Ia mengatakan bahwa seharusnya Menag tidak membandingkan suara pengeras suara di masjid dengan lolongan anjing. Sebagai pejabat, ia bisa memilih untuk lebih bijak membandingkan sesuatu.

 

"Tidak pantas dan tidak etis rasanya pejabat negara yang notabene nya Muslim juga,  menyamakan dengan sesuatu yang haram (bagi Muslim). Di lain hal anjing adalah hewan yang diciptakan tidak berakal, itu sama saja dengan menghina atau menistakan agama," paparnya.

 

 

 

Pernyataan Menag tersebut sempat memicu polemik serta pernyataan agar Menag dicopot.
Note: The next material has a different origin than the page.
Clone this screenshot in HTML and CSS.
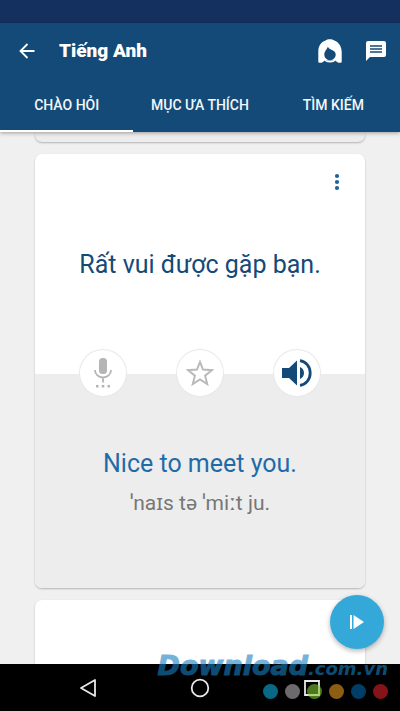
FILE: index.html
```html
<!DOCTYPE html>
<html lang="vi">
<head>
<meta charset="utf-8">
<meta name="viewport" content="width=device-width, initial-scale=1">
<title>Tiếng Anh</title>
<link rel="stylesheet" href="styles.css">
</head>
<body>
<div class="status-bar"></div>
<header class="app-header">
  <div class="toolbar">
    <button class="icon-button" type="button" aria-label="Quay lại">
      <svg width="16" height="16" viewBox="0 0 16 16" fill="none" stroke="#fff" stroke-width="1.8"><path d="M15.5 8H1.5M8.500 1L1.500 8l7 7"/></svg>
    </button>
    <h1 class="title">Tiếng Anh</h1>
    <button class="icon-button" type="button" aria-label="Giọng nói">
      <svg width="24" height="24" viewBox="0 0 24 24"><path fill="#fff" d="M.3 23.200V12.500C.3 7 3 2.800 7.500 1.400 9.500-.2 14-.2 16.300 1.400 21.200 3.200 23.700 8 23.700 13v10.200c-1.500.8-3 .8-4.200 0l-2.500-1.700h-10l-2.500 1.700c-1.200.8-2.700.8-4.200 0z"/><path fill="#134a78" d="M9.800 7.600c.8 1.900 2.300 2.700 4 3.300 2.500.9 3.900 2.400 3.900 4.700 0 3.200-2.500 5.700-5.700 5.700s-5.700-2.500-5.700-5.700c0-3.700 2.900-4.700 3.500-8z"/><path fill="#fff" d="M6.500 20.500c3 1.800 8 1.800 11 0l-1 2c-2.600 1.300-6.400 1.300-9 0z"/></svg>
    </button>
    <button class="icon-button" type="button" aria-label="Phản hồi">
      <svg width="20" height="20" viewBox="0 0 20 20"><path fill="#fff" d="M2 0h16a2 2 0 0 1 2 2v12a2 2 0 0 1-2 2H4l-4 4V2a2 2 0 0 1 2-2z"/><path stroke="#134a78" stroke-width="1.500" d="M4 5h12M4 8h12M4 11h12"/></svg>
    </button>
  </div>
  <nav class="tabs">
    <a class="tab tab-active" href="#greetings">CHÀO HỎI</a>
    <a class="tab" href="#favorites">MỤC ƯA THÍCH</a>
    <a class="tab" href="#search">TÌM KIẾM</a>
  </nav>
</header>
<main class="content" id="greetings">
  <div class="card card-previous"></div>
  <article class="card">
    <div class="phrase-panel">
      <button class="more-button" type="button" aria-label="Thêm">
        <svg width="6" height="18" viewBox="0 0 6 18" fill="#1c639b"><circle cx="3" cy="3" r="2.100"/><circle cx="3" cy="9" r="2.100"/><circle cx="3" cy="15" r="2.100"/></svg>
      </button>
      <p class="phrase">Rất vui được gặp bạn.</p>
    </div>
    <div class="controls">
      <button class="round-button" type="button" aria-label="Ghi âm">
        <svg width="18" height="32" viewBox="0 0 18 32"><rect x="5" y="1" width="8" height="16" rx="3.500" fill="#b5b5b5"/><path fill="none" stroke="#b5b5b5" stroke-width="1.800" d="M1 13c0 4.500 3.500 7.500 8 7.500s8-3 8-7.500M9 20.500v5"/><path fill="#b5b5b5" d="M2 28h2.500v2.500H2zM7.800 28h2.500v2.500H7.800zM13.500 28H16v2.500h-2.500z"/></svg>
      </button>
      <button class="round-button" type="button" aria-label="Yêu thích">
        <svg width="28" height="28" viewBox="0 0 28 28" fill="none" stroke="#bababa" stroke-width="2"><path d="M14 3l3 7.500 8.800.7-6.700 5.500 2.100 8.300L14 20.500 6.800 25l2.100-8.300-6.700-5.500 8.800-.7z"/></svg>
      </button>
      <button class="round-button" type="button" aria-label="Phát âm">
        <svg width="30" height="30" viewBox="0 0 30 30" fill="#134a78"><path d="M0 10h7L15 2.500v25L7 20H0zM18 9c2.400.8 4 3.200 4 6s-1.600 5.200-4 6z"/><path fill="none" stroke="#134a78" stroke-width="2.800" d="M18 2.600c5.700.8 10.200 5.800 10.200 12.400S23.700 26.600 18 27.400"/></svg>
      </button>
    </div>
    <div class="translation-panel">
      <p class="translation" lang="en">Nice to meet you.</p>
      <p class="phonetic">ˈnaɪs tə ˈmiːt ju.</p>
    </div>
  </article>
  <div class="card card-next"></div>
  <button class="play-button" type="button" aria-label="Phát tất cả">
    <svg width="14" height="14" viewBox="0 0 14 14" fill="#fff"><path d="M0 0h2v14H0zM3.500 0L14 7 3.500 14z"/></svg>
  </button>
</main>
<footer class="system-nav">
  <button class="nav-button" type="button" aria-label="Trở lại">
    <svg width="20" height="20" viewBox="0 0 20 20" fill="none" stroke="#e8e8e8" stroke-width="1.800" stroke-linejoin="round"><path d="M17 2v16L3 10z"/></svg>
  </button>
  <button class="nav-button" type="button" aria-label="Trang chủ">
    <svg width="20" height="20" viewBox="0 0 20 20" fill="none" stroke="#e8e8e8" stroke-width="1.800"><circle cx="10" cy="10" r="8.300"/></svg>
  </button>
  <button class="nav-button" type="button" aria-label="Gần đây">
    <svg width="20" height="20" viewBox="0 0 20 20" fill="none" stroke="#e8e8e8" stroke-width="1.800"><path d="M3 3h14v14H3z"/></svg>
  </button>
</footer>
<div class="watermark">
  <div class="brand">Download<span class="brand-domain">.com.vn</span></div>
  <div class="dots"><i class="dot dot-teal"></i><i class="dot dot-gray"></i><i class="dot dot-green"></i><i class="dot dot-orange"></i><i class="dot dot-blue"></i><i class="dot dot-red"></i></div>
</div>
</body>
</html>
```
FILE: styles.css
```css
* {
  box-sizing: border-box;
}

body {
  margin: 0;
  height: 100vh;
  display: flex;
  flex-direction: column;
  position: relative;
  overflow: hidden;
  background: #f0f0f0;
  font-family: Roboto, "Noto Sans", sans-serif;
}

button {
  display: flex;
  align-items: center;
  justify-content: center;
  padding: 0;
  border: 0;
  background: none;
}

h1,
p {
  margin: 0;
}

svg {
  display: block;
}

.status-bar {
  flex: none;
  height: 23px;
  background: #14305f;
}

.app-header {
  flex: none;
  position: relative;
  z-index: 1;
  background: #134a78;
  color: #fff;
  box-shadow: 0 1px 4px rgba(0, 0, 0, 0.35);
}

.toolbar {
  display: flex;
  align-items: center;
  height: 56px;
  padding: 0 14px 0 19px;
  gap: 24px;
}

.title {
  flex: 1;
  font-size: 19px;
  line-height: 24px;
  font-weight: 900;
}

.tabs {
  display: grid;
  grid-template-columns: repeat(3, 1fr);
}

.tab {
  height: 53px;
  border-bottom: 2px solid transparent;
  color: #f2f7fb;
  font-size: 14px;
  line-height: 53px;
  font-weight: 500;
  text-align: center;
  text-decoration: none;
}

.tab-active {
  border-color: #fff;
}

.content {
  flex: 1;
  min-height: 0;
  position: relative;
  z-index: 0;
  display: flex;
  flex-direction: column;
  gap: 12px;
  padding: 0 35px;
  overflow: hidden;
}

.card {
  flex: none;
  border-radius: 7px;
  background: #fff;
  box-shadow: 0 1px 2px rgba(0, 0, 0, 0.25);
}

.card-previous {
  height: 10px;
  border-radius: 0 0 7px 7px;
  background: #ededed;
}

.card-next {
  height: 220px;
}

.phrase-panel {
  display: flex;
  flex-direction: column;
  height: 220px;
  padding: 15px 16px;
}

.more-button {
  align-self: flex-end;
  width: 24px;
  height: 26px;
}

.phrase {
  margin-top: 54px;
  color: #134a78;
  font-size: 25px;
  line-height: 32px;
  text-align: center;
}

.controls {
  position: relative;
  display: flex;
  justify-content: space-between;
  margin: -24px 45px -22px;
}

.round-button {
  width: 46px;
  height: 46px;
  border-radius: 50%;
  background: #fff;
  box-shadow: 0 0 1px 1px #e8e8e8;
}

.translation-panel {
  height: 214px;
  padding-top: 74px;
  border-radius: 0 0 7px 7px;
  background: #ededed;
  text-align: center;
}

.translation {
  color: #1f6ba8;
  font-size: 25px;
  line-height: 32px;
}

.phonetic {
  margin-top: 11px;
  color: #777;
  font-size: 21px;
  line-height: 24px;
}

.play-button {
  position: absolute;
  right: 16px;
  bottom: 15px;
  width: 54px;
  height: 54px;
  border-radius: 50%;
  background: #35a8da;
  box-shadow: 0 2px 5px rgba(0, 0, 0, 0.3);
}

.system-nav {
  flex: none;
  display: flex;
  justify-content: center;
  gap: 92px;
  height: 47px;
  background: #000;
}

.nav-button {
  width: 20px;
}

.watermark {
  position: absolute;
  right: 12px;
  bottom: 12px;
  pointer-events: none;
}

.brand {
  color: #187fc1;
  font-family: "DejaVu Sans", sans-serif;
  font-size: 27px;
  line-height: 28px;
  font-weight: 700;
  font-style: italic;
  opacity: 0.6;
  -webkit-text-stroke: 1px #187fc1;
}

.brand-domain {
  font-size: 18px;
  -webkit-text-stroke-width: 0;
}

.dots {
  display: flex;
  justify-content: flex-end;
  gap: 7px;
  margin-top: 1px;
}

.dot {
  width: 15px;
  height: 15px;
  border-radius: 50%;
  opacity: 0.6;
}

.dot-teal { background: #0daee0; }
.dot-gray { background: #b5b1b5; }
.dot-green { background: #83c832; }
.dot-orange { background: #e89c20; }
.dot-blue { background: #0068ad; }
.dot-red { background: #e02028; }
```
Namun Yaqut mengaku tidak melarang masjid dan musala menggunakan pengeras suara, tapi harus diatur maksimal 100 desibel.

 

"Kita tidak melarang masjid dan musala menggunakan toa tidak, silahkan, karena kita tahu itu bagian dari syiar agama Islam. tetapi harus diatur bagaimana volume spikernya toanya itu gak boleh kencang-kencang 100 desibel maksimal. diatur kapan mereka bisa mulai menggunakan spiker itu sebelum azan dan sesudah azan bagaimana menggunakan spiker di dalam dan seterusnya. tidak ada pelarangan. Aturan ini dibuat semata-mata hanya untuk membuat masyarakat kita semakin harmonis," pungkasnya.